A nice day, got caught up on a number of things, took a great ride, and am enjoying re-reading the Hornblower series by C.S.Forrester (I'm on Beat to Quarters, the first written but the fifth in the series). And now that the power's back up, a filter pass seems indicated... here we go :)
So I'm reading a leader in the latest New Yorker entitled How Bad Is It, by John Cassidy, and I encounter this: "What sort of policies might make a real dent in unemployment? Providing subsidies to businesses that hire new workers is one. Extending extra tax cuts to firms that build new factories and offices is another. More radical ideas include investing in infrastructure projects, importing a version of the job-sharing scheme that Germany has used, and launching a national community-service program." Amazing. This is the Obamination in a nutshell; the only ideas for creating jobs involve spending government money. No mention at all of the government getting out of the way of business, decreasing regulation, reducing taxes, and allowing value to be created. And yet that's the only thing that's going to work.
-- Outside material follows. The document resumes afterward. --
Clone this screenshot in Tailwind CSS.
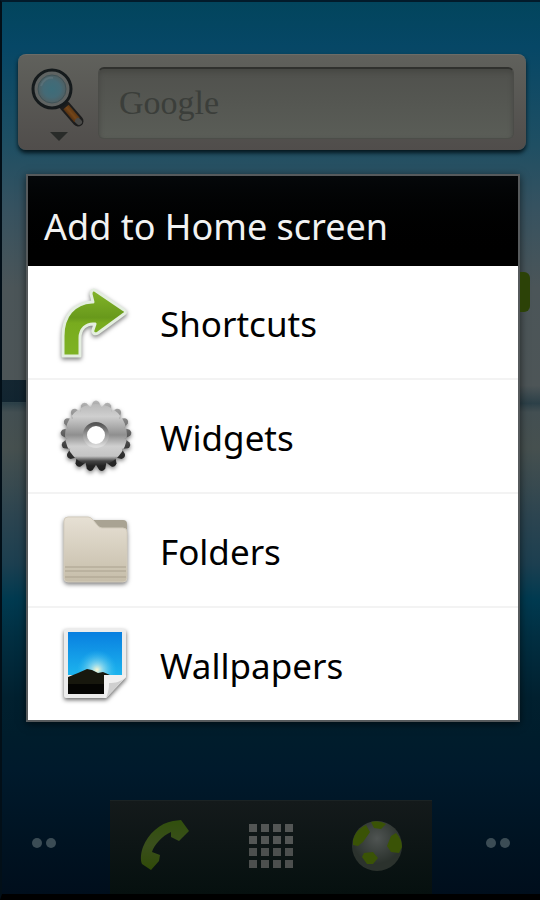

I find the illustration which accompanies the leader ironically apt; it shows President Obama standing next to an idle gear cage, wrench in hand. Your caption here :)
The usually solid James Surowieki doubles down in The Business of Austerity. Sigh.
Max apropos: How to motivate people: Skip the bonus and give them a real project. Exactly.
From the Oatmeal: Time spent using Tupperware. I love it :)
On 50lb bicycles and the lockability thereof. "All bikes weigh 50lbs. A twenty pound bike requires a thirty pound lock. A fifty pound bike doesn't need a lock."
Richard Dawkins: Attention Governor Perry, Evolution is a Fact. And ignoring facts is not a leading indicator of a good leader :(
I've been using the new LinkedIn iPhone App and loving it. They made it simpler and more useful all at the same time. I am actually going into it more often now to see "what's happening", much like I do Facebook. Amazing how important the iPhone App interface is for a company these days,
almost as important as their website UI.
This is *so* true! Twitter is like ICQ. Exactly. Great call.
MG Siegler: A Perfect Circle: 'Friends'. Why Facebook's privacy changes make it easier and better. Personally I don't post anything to Facebook I don't consider "public", but I agree that "friends" and "public" are the two categories that matter. This is why G+'s Circles feature hasn't excited me; I just don't need finer grained control.
Don't you hate it when you go to a site which you haven't visited in a while, and you can't remember your username and/or password? Sucks, doesn't it? Here are some suggestions for all websites which require registration:
- Use an email address as the username. Easy to remember and unambiguous.
- If for some weird reason you need a username aside from an email address, tell users the username rules (minimum length, etc.), it will make it easier for them to figure out what username they chose.
- Tell users the password rules (capital letter, digits, minimum length, etc.) Users use the same passwords everywhere, depending on the rules.
- Finally, let users enter more than one password guess at a time. I only ever use one of a handful of passwords. If I can guess them all at once, it would save time.
I can't add anything to all the chatter about Steve Jobs resigning as CEO of Apple. He's been amazing, but I suspect Apple will continue on just fine without him at the helm. I sure wish him well.